La storia della persecuzione antiebraica attuata dal fascismo tra il 1938 e il 1945 è nota, ma raramente ci si è soffermati a riflettere su cosa abbiano significato quei tragici anni per i bambini italiani. Soprattutto per quelli ebrei, allontanati da scuola, testimoni impotenti della progressiva emarginazione sociale e lavorativa dei genitori, quando non della distruzione e dell’eliminazione fisica della propria famiglia.
Da questa prospettiva – peculiare, e tuttavia indispensabile per comprendere l’essenza di una persecuzione razziale, fondata sulla nascita – la storia che abbiamo alle spalle assume nuovi significati e stratificazioni.
Il regime fascista iniziò ad attuare la discriminazione proprio dal mondo della scuola: e i bambini ebrei – prima separati, poi esclusi, espulsi e infine internati – furono vittime tra le vittime.

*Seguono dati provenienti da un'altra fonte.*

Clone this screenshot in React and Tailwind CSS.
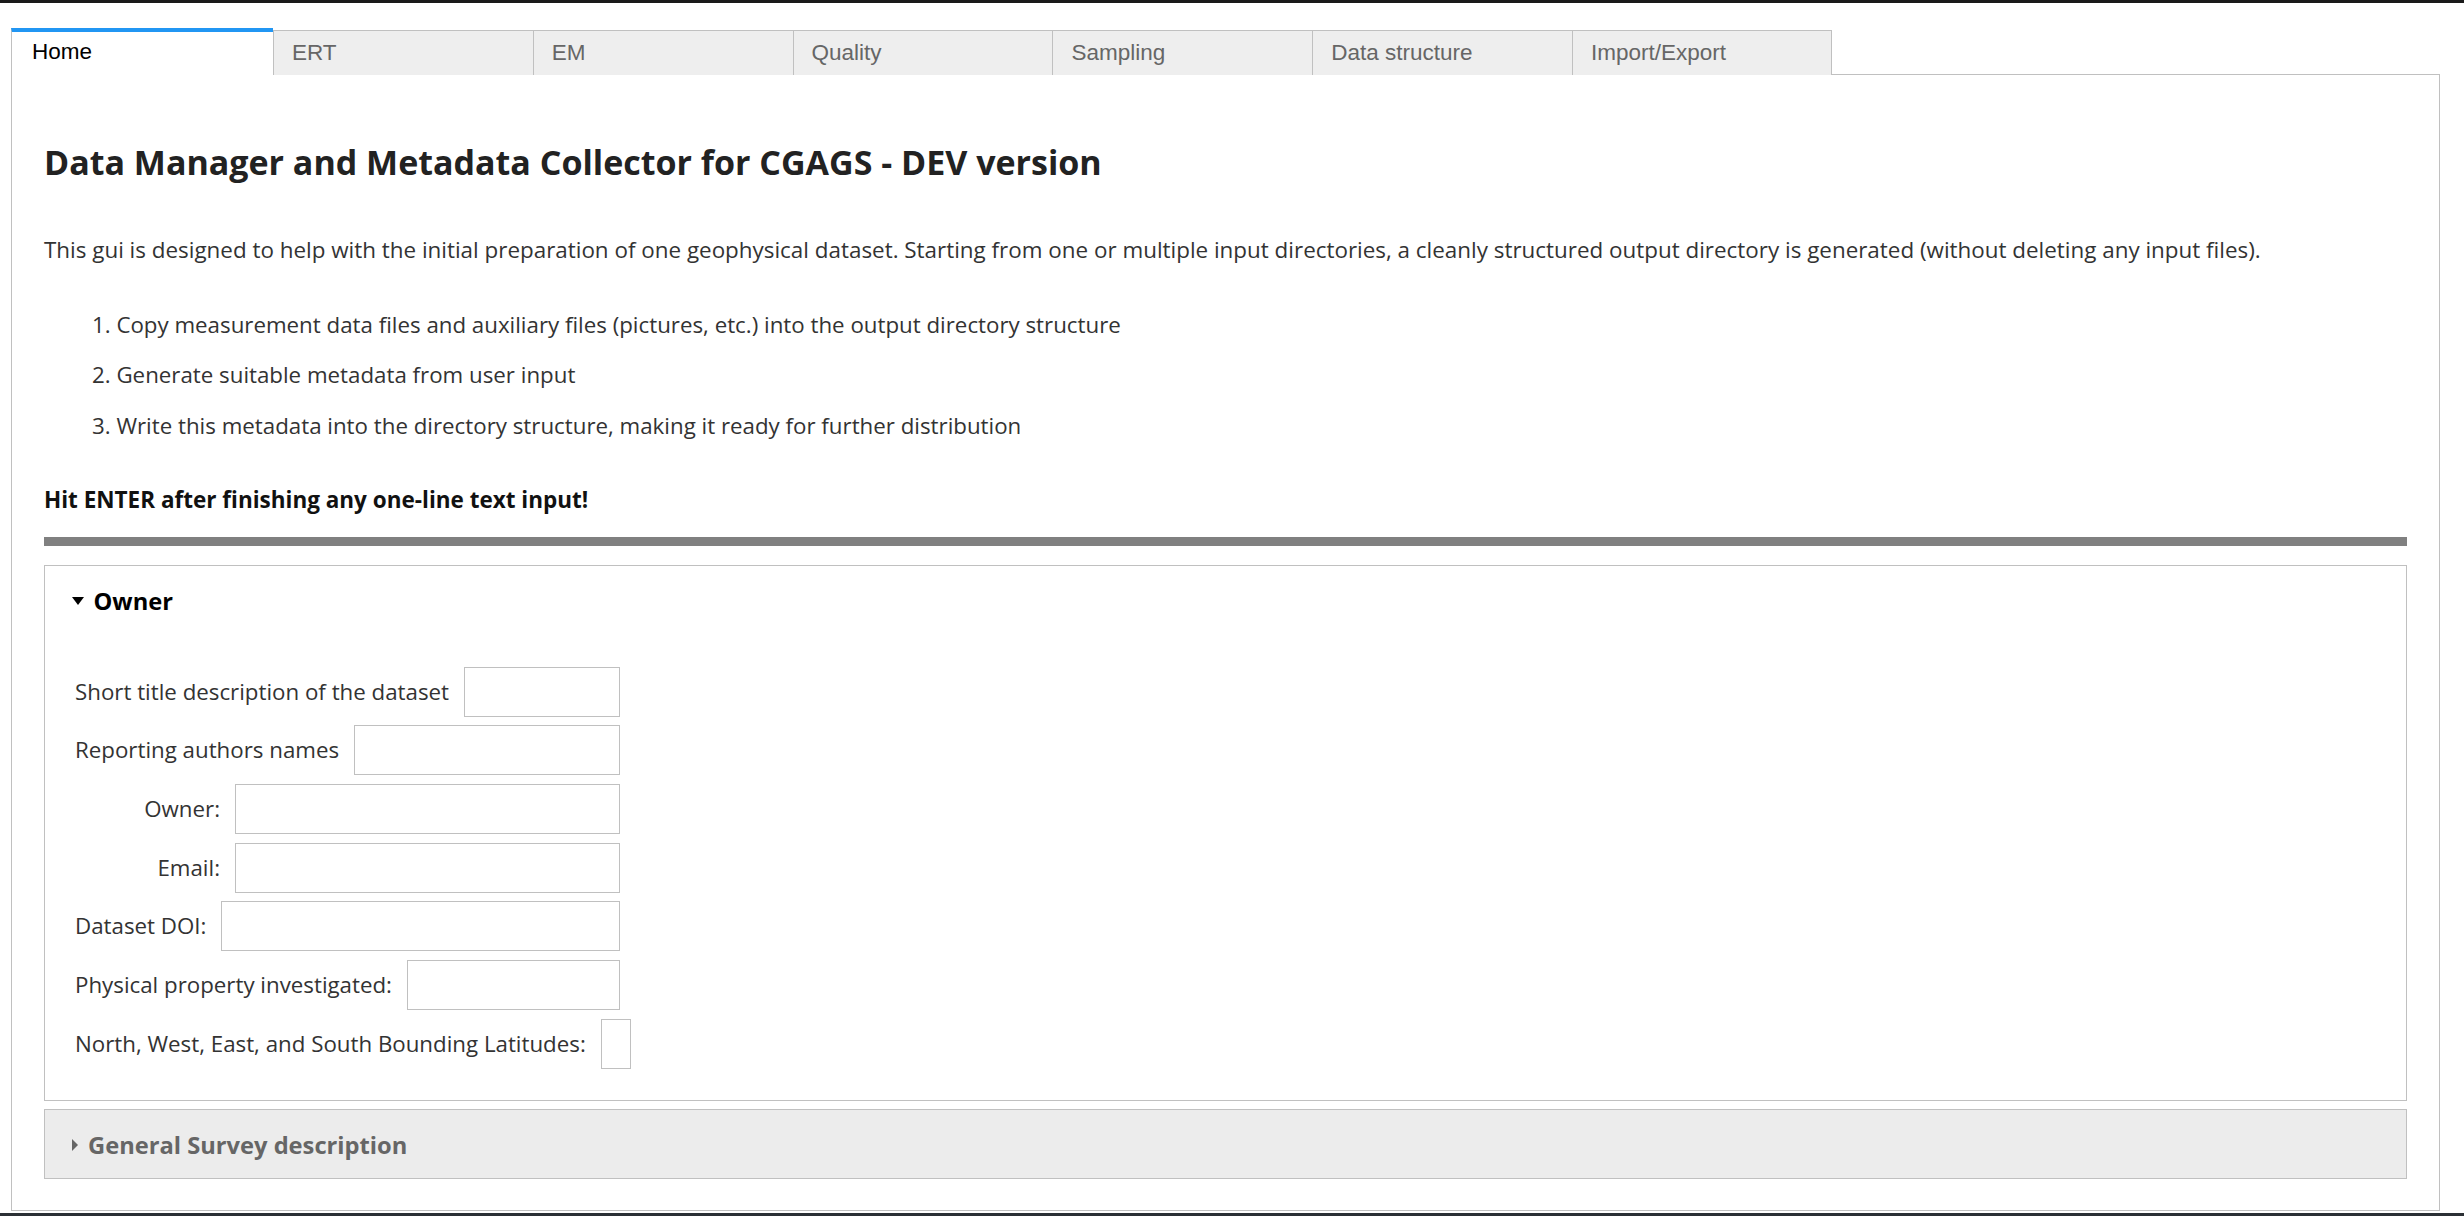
import React from "react";

const tabs = ["ERT", "EM", "Quality", "Sampling", "Data structure", "Import/Export"];

const rows = [
  { label: "Short title description of the dataset" },
  { label: "Reporting authors names" },
  { label: "Owner:", fixed: true },
  { label: "Email:", fixed: true },
  { label: "Dataset DOI:" },
  { label: "Physical property investigated:" },
  { label: "North, West, East, and South Bounding Latitudes:" },
];

const steps = [
  "1. Copy measurement data files and auxiliary files (pictures, etc.) into the output directory structure",
  "2. Generate suitable metadata from user input",
  "3. Write this metadata into the directory structure, making it ready for further distribution",
];

function FormRow({ label, fixed }) {
  return (
    <div className="flex h-[50px] w-[545px] items-center gap-[15px] text-[22.3px] leading-[34px]">
      <label className={fixed ? "w-[145px] shrink-0 whitespace-nowrap text-right" : "shrink-0 whitespace-nowrap"}>
        {label}
      </label>
      <input
        type="text"
        className="h-[50px] min-w-[30px] flex-1 border border-[#c0c0c0] bg-white outline-none"
      />
    </div>
  );
}

export default function App() {
  return (
    <div className="flex min-h-[1216px] flex-col bg-white font-['Open_Sans','Noto_Sans',sans-serif] text-[#333]">
      <div className="h-[3px] bg-[#1a1a1a]" />

      {/* Tabs */}
      <div className="relative z-10 -mb-px ml-[11px] mt-[25px] flex items-end font-['Liberation_Sans',Arial,sans-serif] text-[22.5px]">
        <div className="flex h-[47px] w-[262px] items-center border-l border-t-4 border-l-[#c0c0c0] border-t-[#2196f3] bg-white pb-[3px] pl-[20px] text-black">
          Home
        </div>
        {tabs.map((t, i) => (
          <div
            key={t}
            className={
              i === tabs.length - 1
                ? "flex h-[45px] w-[259.8px] items-center border-x border-t border-[#c0c0c0] bg-[#eeeeee] pl-[18px] text-[#666]"
                : "flex h-[45px] w-[259.8px] items-center border-l border-t border-[#c0c0c0] bg-[#eeeeee] pl-[18px] text-[#666]"
            }
          >
            {t}
          </div>
        ))}
      </div>

      {/* Panel */}
      <div className="ml-[11px] w-[2429px] border border-[#c0c0c0] px-[32px] pb-[31px] pt-[67.3px]">
        <h1 className="text-[34px] font-bold leading-[41px] text-[#222]">
          Data Manager and Metadata Collector for CGAGS - DEV version
        </h1>
        <p className="mt-[50px] whitespace-nowrap text-[22.42px] leading-[34px]">
          This gui is designed to help with the initial preparation of one geophysical dataset. Starting from one or multiple input directories, a cleanly structured output directory is generated (without deleting any input files).
        </p>
        <ol className="mt-[40.3px] flex flex-col gap-[16.8px] pl-[48px] text-[22.3px] leading-[34px]">
          {steps.map((s) => (
            <li key={s}>{s}</li>
          ))}
        </ol>
        <p className="mt-[40.25px] text-[22.5px] font-bold leading-[34px] text-[#111]">
          Hit ENTER after finishing any one-line text input!
        </p>
        <div className="mt-[19.4px] h-[9px] bg-[#808080]" />

        {/* Owner section */}
        <div className="mt-[19px] border border-[#c0c0c0] pb-[31px]">
          <div className="flex items-center gap-[9.5px] pl-[27px] pt-[18.5px] text-[23.7px] font-bold leading-[34px] text-black">
            <svg width="12" height="8" viewBox="0 0 12 8" className="shrink-0">
              <polygon points="0,0 12,0 6,8" fill="#000" />
            </svg>
            <span>Owner</span>
          </div>
          <div className="mt-[48.5px] flex flex-col gap-[8.67px] pl-[30px]">
            {rows.map((r) => (
              <FormRow key={r.label} {...r} />
            ))}
          </div>
        </div>

        {/* General Survey description */}
        <div className="mt-[8px] flex items-center gap-[10px] border border-[#c0c0c0] bg-[#ececec] pb-[15.5px] pl-[27px] pt-[18.5px] text-[23.7px] font-bold leading-[34px] text-[#666]">
          <svg width="6" height="12" viewBox="0 0 6 12" className="shrink-0">
            <polygon points="0,0 6,6 0,12" fill="#666" />
          </svg>
          <span>General Survey description</span>
        </div>
      </div>

      <div className="flex-1" />
      <div className="h-[3px] bg-[#2b3035]" />
    </div>
  );
}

Una parte di essi fu deportata; molti riuscirono a nascondersi e a fuggire.
Bruno Maida, con La Shoah dei bambini – La persecuzione dell’infanzia ebraica in Italia (1938-1945) ne ripercorre la storia attraverso i progressivi livelli della persecuzione, attento a cogliere non solo lo sguardo che l’infanzia ebbe di fronte al turbinio dei fatti, ma la portata politica di una ferita impossibile da comprendere e molto difficile da sanare.
In bilico tra due registri, narrativo e storiografico, il libro si colloca nel filone d’indagine che vede crescere a livello internazionale l’interesse verso la storia dell’infanzia nel Novecento.